[start RECORDS SUPPLIED]

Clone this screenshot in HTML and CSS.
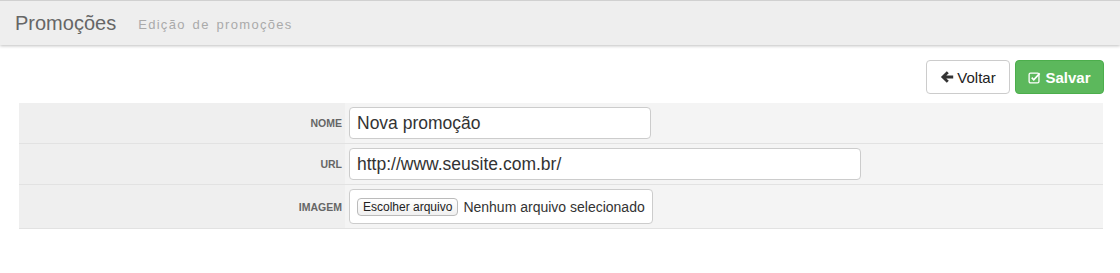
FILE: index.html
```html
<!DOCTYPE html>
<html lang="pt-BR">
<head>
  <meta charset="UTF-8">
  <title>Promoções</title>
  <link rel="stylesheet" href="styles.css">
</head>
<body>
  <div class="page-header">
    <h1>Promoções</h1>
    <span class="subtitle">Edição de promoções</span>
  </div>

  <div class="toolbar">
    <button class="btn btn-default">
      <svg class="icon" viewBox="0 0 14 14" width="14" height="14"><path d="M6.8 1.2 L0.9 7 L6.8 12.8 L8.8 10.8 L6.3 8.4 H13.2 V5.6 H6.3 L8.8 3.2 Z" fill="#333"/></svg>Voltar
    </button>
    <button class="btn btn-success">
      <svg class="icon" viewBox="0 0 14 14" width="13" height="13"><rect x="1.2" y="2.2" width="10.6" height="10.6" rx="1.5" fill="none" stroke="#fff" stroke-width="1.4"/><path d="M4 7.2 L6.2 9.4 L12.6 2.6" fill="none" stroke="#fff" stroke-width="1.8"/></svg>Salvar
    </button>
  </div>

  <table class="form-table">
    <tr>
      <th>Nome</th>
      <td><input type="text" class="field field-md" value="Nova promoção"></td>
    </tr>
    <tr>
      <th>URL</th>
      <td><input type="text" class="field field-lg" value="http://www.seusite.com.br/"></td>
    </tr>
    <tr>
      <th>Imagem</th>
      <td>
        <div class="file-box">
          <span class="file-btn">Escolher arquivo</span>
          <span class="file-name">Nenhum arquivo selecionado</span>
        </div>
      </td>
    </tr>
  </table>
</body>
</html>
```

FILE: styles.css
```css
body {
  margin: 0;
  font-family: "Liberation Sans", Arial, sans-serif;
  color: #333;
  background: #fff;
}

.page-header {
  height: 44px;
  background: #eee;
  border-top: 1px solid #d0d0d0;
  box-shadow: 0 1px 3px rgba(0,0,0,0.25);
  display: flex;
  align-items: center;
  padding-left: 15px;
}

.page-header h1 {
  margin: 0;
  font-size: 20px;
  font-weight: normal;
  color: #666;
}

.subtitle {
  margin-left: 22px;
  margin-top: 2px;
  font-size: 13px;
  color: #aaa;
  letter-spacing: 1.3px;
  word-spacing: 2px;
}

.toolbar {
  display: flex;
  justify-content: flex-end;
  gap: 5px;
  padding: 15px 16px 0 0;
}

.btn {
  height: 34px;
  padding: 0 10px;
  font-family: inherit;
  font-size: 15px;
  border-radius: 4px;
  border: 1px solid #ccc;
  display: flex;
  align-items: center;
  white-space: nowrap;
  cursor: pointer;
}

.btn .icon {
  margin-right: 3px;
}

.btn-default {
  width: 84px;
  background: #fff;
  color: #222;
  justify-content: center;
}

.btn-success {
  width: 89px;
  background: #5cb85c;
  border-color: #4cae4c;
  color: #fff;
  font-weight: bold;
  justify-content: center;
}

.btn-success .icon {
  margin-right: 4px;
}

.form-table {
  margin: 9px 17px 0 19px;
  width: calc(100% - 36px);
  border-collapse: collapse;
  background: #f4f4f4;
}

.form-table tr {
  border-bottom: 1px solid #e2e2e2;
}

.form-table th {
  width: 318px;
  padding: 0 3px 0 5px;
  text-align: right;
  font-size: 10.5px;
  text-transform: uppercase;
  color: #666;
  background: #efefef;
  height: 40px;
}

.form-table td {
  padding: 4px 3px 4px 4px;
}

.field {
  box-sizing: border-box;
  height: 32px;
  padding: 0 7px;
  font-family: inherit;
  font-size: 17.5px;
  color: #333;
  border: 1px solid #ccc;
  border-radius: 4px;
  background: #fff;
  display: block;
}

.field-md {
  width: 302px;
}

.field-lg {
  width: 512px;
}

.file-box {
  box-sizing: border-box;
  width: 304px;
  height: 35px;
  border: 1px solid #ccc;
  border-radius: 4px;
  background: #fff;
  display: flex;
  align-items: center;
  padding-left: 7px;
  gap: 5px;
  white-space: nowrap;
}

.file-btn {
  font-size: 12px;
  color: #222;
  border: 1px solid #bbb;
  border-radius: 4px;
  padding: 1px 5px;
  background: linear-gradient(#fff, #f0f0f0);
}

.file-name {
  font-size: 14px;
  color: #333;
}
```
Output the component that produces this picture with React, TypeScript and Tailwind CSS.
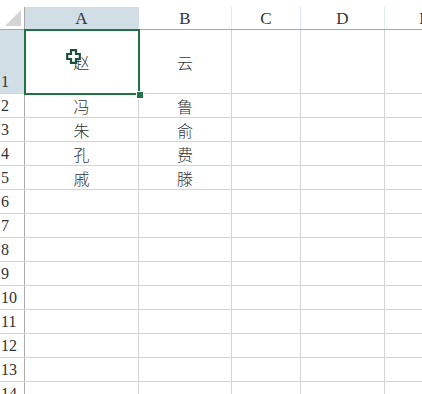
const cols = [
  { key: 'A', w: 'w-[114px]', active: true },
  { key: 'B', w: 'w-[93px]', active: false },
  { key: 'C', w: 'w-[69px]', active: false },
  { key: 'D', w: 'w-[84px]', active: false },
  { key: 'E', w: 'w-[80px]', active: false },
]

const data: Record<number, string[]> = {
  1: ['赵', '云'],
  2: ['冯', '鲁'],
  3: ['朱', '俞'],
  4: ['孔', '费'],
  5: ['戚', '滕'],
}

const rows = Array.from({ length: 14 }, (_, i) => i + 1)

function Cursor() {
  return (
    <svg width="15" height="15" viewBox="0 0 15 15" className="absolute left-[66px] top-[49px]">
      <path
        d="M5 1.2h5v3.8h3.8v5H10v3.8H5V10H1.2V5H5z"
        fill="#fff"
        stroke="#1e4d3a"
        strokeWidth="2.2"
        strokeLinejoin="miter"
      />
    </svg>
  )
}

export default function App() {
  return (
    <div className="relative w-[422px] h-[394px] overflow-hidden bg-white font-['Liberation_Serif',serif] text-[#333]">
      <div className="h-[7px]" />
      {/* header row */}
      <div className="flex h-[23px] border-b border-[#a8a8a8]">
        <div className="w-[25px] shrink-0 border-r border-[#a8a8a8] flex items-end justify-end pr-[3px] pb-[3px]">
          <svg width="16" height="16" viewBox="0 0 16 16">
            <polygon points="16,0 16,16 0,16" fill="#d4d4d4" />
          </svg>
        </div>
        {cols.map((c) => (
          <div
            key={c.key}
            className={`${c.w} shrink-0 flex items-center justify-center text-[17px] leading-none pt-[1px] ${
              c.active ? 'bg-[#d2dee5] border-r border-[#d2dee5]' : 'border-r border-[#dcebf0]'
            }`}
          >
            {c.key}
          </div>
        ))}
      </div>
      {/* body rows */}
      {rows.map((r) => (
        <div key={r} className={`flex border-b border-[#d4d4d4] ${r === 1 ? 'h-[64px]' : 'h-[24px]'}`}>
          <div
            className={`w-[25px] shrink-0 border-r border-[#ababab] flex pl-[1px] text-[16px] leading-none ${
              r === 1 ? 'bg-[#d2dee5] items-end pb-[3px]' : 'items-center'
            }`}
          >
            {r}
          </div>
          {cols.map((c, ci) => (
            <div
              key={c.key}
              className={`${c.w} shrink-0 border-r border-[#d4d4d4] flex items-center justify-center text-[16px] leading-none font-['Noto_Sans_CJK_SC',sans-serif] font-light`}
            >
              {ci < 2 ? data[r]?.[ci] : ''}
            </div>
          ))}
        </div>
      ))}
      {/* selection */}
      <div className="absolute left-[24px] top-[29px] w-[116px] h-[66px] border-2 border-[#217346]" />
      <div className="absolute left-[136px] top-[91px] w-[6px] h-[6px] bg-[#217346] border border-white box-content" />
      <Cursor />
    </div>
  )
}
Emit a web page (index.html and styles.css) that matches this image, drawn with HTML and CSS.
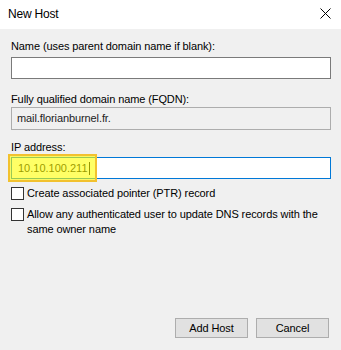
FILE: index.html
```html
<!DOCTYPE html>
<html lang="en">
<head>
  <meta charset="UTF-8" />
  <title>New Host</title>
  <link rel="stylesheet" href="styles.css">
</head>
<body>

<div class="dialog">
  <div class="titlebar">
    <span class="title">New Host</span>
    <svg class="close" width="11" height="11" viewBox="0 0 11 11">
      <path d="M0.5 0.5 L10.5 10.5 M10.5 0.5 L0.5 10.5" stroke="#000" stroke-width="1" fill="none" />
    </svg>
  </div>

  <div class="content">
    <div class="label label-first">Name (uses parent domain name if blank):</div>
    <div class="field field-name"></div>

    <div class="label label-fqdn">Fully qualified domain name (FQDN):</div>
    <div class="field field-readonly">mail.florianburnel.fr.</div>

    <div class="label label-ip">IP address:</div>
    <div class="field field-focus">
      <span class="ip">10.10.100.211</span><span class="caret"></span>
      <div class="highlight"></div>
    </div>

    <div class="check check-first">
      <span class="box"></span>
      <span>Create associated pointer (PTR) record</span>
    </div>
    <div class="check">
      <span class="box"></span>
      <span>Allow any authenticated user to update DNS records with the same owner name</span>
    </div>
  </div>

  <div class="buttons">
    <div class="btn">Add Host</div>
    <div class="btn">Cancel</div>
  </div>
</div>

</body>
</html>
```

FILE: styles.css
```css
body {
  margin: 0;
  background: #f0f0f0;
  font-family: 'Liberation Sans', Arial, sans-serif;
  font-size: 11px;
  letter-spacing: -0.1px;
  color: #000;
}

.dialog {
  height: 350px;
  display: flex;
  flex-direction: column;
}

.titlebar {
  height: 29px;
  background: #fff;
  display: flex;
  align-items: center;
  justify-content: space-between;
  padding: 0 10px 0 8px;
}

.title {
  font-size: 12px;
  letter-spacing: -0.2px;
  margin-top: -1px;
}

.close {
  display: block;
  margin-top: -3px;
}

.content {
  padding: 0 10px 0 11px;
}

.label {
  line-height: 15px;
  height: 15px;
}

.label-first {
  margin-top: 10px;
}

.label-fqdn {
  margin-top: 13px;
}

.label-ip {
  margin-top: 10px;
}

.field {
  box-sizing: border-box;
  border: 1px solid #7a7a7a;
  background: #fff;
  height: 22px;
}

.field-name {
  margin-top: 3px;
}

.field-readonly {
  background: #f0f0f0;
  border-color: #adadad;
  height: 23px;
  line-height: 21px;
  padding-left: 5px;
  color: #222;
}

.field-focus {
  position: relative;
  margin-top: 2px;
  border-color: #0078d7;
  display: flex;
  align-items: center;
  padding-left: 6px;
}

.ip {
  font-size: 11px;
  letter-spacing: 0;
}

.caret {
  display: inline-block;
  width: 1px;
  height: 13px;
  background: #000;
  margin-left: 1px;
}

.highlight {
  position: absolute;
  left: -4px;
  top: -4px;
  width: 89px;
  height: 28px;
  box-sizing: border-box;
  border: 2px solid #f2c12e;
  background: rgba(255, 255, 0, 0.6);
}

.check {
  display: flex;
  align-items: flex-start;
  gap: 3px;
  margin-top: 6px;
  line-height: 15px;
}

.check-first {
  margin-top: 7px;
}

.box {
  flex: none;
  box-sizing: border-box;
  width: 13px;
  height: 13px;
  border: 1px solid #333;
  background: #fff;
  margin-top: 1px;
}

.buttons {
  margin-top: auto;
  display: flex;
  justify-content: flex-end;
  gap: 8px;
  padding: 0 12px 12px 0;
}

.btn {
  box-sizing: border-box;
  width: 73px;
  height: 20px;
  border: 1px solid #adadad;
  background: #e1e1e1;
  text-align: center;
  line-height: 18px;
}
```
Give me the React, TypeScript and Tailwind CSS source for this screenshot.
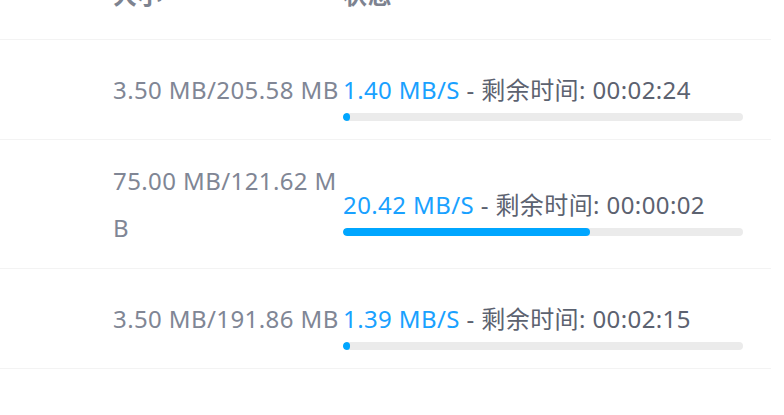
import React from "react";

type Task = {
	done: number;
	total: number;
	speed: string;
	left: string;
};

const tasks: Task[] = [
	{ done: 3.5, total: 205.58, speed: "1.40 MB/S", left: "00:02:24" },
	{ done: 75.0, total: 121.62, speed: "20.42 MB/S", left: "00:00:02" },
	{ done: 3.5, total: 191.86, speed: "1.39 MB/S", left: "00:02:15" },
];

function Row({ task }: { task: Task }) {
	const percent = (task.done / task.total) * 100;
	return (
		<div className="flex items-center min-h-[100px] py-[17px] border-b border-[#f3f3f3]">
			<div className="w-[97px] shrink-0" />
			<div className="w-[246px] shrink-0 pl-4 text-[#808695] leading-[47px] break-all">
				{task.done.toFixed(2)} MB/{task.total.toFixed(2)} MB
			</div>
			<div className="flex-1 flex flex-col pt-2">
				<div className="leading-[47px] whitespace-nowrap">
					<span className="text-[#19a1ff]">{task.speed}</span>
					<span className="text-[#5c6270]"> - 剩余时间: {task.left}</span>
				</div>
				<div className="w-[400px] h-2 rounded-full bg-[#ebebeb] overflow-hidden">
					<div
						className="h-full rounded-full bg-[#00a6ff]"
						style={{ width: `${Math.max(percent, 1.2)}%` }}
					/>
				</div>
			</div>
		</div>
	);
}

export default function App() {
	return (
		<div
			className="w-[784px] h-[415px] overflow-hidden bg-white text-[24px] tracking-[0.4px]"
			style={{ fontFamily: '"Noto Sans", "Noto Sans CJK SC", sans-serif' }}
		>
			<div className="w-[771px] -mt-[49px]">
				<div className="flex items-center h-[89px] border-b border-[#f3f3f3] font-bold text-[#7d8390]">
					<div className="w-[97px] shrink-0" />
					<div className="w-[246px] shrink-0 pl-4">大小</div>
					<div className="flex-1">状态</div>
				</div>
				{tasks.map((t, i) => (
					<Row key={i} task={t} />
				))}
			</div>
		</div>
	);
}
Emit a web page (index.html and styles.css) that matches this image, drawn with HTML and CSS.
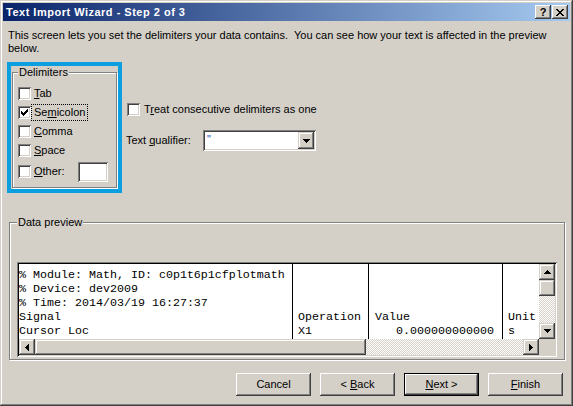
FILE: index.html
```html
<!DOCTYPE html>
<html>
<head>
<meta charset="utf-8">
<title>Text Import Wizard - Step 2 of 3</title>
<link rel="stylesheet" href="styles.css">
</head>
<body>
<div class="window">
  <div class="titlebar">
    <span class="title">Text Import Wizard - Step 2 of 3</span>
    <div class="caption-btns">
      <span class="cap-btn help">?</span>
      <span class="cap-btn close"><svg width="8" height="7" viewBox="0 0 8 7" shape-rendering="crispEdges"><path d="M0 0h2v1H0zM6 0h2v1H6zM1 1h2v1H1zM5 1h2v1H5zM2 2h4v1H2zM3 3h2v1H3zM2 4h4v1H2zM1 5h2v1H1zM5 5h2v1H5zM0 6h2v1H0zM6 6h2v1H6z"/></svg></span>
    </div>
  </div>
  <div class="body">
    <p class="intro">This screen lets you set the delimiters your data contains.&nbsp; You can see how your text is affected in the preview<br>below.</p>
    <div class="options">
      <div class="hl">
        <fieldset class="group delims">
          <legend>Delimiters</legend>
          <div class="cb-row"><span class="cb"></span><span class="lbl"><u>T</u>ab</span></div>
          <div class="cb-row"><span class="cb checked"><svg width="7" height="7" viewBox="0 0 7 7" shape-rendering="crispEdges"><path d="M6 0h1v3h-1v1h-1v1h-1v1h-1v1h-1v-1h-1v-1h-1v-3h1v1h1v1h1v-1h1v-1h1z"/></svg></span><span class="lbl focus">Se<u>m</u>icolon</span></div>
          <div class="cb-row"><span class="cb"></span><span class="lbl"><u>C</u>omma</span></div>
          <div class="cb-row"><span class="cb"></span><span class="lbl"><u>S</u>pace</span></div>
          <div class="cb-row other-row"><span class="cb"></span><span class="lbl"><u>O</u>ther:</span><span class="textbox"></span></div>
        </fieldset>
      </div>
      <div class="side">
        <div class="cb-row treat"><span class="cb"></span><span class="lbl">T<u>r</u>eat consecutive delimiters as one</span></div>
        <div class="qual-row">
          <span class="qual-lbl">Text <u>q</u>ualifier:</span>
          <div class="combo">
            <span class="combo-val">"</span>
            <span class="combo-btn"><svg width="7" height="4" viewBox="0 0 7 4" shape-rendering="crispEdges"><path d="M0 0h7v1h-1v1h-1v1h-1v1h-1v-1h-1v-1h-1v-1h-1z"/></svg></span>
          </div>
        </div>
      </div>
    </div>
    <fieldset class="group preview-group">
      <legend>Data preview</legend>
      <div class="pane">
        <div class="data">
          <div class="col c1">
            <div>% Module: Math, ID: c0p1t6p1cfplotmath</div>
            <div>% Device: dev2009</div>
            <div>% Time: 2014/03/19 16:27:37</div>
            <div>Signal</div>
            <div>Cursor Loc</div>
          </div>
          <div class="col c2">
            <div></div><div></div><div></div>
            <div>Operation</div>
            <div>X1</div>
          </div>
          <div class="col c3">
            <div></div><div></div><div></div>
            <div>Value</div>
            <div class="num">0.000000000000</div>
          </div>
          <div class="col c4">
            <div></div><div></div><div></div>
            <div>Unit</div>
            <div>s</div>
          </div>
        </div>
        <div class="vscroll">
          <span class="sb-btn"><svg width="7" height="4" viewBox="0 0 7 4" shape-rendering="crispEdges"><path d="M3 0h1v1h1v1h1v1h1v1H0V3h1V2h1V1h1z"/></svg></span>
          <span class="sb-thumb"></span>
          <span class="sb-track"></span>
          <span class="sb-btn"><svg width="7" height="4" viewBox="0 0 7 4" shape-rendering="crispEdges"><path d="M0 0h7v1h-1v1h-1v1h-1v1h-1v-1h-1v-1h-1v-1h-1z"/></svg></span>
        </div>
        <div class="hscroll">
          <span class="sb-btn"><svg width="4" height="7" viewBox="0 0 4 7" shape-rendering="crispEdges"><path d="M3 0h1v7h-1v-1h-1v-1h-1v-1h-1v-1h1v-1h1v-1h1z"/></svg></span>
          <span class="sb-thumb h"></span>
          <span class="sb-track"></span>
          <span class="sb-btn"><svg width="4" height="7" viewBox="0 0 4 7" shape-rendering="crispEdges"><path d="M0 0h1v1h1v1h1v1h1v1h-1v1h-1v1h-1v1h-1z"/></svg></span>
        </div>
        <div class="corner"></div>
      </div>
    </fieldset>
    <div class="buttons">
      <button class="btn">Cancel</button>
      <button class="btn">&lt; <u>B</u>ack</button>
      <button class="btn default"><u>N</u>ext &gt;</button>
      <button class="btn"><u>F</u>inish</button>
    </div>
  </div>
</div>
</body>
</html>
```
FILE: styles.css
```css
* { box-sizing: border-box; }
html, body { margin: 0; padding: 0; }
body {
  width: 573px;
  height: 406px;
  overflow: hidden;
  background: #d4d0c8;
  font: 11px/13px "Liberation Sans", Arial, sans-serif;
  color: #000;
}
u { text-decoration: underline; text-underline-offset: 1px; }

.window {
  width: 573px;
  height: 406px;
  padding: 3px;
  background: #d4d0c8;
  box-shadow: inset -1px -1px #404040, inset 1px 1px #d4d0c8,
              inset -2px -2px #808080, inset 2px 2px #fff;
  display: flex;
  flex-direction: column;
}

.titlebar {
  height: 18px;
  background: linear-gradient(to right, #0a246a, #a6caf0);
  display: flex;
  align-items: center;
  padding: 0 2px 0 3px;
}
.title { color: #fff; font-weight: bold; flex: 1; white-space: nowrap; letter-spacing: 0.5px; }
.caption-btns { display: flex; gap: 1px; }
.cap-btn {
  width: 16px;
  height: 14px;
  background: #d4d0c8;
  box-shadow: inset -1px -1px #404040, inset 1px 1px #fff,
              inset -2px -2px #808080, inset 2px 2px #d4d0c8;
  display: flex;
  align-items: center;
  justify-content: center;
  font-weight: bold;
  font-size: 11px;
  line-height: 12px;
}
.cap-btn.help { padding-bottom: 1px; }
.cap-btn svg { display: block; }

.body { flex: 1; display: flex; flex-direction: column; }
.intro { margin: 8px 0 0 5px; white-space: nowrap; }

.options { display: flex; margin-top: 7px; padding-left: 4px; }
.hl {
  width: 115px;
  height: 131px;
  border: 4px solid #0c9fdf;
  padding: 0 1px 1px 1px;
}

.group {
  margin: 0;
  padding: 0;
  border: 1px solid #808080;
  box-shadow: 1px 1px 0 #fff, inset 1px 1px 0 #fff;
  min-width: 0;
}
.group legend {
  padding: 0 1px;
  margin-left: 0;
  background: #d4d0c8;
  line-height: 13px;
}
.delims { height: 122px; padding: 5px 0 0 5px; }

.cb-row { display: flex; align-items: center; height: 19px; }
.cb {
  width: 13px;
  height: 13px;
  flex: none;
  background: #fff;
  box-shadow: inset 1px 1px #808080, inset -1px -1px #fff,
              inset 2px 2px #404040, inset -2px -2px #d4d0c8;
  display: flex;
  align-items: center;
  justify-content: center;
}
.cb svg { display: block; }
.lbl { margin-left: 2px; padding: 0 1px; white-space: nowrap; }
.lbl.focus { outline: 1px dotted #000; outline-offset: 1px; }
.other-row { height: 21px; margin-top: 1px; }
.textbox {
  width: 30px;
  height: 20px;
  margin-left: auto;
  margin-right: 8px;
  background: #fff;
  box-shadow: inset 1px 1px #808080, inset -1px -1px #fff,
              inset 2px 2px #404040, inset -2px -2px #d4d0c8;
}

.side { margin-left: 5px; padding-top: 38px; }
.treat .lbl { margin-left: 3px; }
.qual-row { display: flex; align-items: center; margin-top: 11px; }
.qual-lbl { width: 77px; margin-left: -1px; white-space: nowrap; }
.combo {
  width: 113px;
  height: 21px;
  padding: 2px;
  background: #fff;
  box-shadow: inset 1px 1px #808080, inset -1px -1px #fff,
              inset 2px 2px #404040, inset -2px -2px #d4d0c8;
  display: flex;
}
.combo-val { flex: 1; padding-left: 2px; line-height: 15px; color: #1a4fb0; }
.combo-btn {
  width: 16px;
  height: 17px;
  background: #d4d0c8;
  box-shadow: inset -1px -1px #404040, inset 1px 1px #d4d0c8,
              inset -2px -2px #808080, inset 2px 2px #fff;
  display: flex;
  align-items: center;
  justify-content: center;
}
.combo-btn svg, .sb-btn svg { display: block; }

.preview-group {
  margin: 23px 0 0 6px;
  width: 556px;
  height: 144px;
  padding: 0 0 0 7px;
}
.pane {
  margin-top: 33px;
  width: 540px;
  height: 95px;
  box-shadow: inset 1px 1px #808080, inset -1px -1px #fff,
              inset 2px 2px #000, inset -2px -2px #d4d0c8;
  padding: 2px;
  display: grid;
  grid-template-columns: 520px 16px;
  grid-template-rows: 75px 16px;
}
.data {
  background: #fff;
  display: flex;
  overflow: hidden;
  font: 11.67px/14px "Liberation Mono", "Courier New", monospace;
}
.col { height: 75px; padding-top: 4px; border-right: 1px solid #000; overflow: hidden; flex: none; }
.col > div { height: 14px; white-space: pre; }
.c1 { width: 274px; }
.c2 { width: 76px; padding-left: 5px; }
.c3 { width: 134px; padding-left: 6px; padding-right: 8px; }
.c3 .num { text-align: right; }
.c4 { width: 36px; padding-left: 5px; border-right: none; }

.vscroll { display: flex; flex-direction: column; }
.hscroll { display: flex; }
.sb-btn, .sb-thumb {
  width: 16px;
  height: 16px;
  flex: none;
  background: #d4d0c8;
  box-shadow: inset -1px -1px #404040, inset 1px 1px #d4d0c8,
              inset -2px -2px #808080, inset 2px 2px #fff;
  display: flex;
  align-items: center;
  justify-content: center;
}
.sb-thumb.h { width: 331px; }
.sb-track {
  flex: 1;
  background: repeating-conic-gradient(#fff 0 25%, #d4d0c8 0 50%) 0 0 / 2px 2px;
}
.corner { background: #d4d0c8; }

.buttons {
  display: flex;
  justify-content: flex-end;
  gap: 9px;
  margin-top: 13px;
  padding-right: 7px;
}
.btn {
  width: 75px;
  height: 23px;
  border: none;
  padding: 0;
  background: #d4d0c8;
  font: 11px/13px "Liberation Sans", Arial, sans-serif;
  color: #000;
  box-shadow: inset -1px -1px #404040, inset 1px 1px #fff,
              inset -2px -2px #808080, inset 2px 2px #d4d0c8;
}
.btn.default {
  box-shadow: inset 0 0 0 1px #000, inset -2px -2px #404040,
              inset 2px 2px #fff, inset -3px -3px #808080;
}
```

[end RECORDS SUPPLIED]

▸ **THE TASK**: Return the lines of the records that include the string "with".

▸ **RESPONSE FOR THIS EXERCISE**:
Output the component that produces this picture with React, TypeScript and Tailwind CSS.
Emit a web page (index.html and styles.css) that matches this image, drawn with HTML and CSS.
      <span>Allow any authenticated user to update DNS records with the same owner name</span>
Emit a web page (index.html and styles.css) that matches this image, drawn with HTML and CSS.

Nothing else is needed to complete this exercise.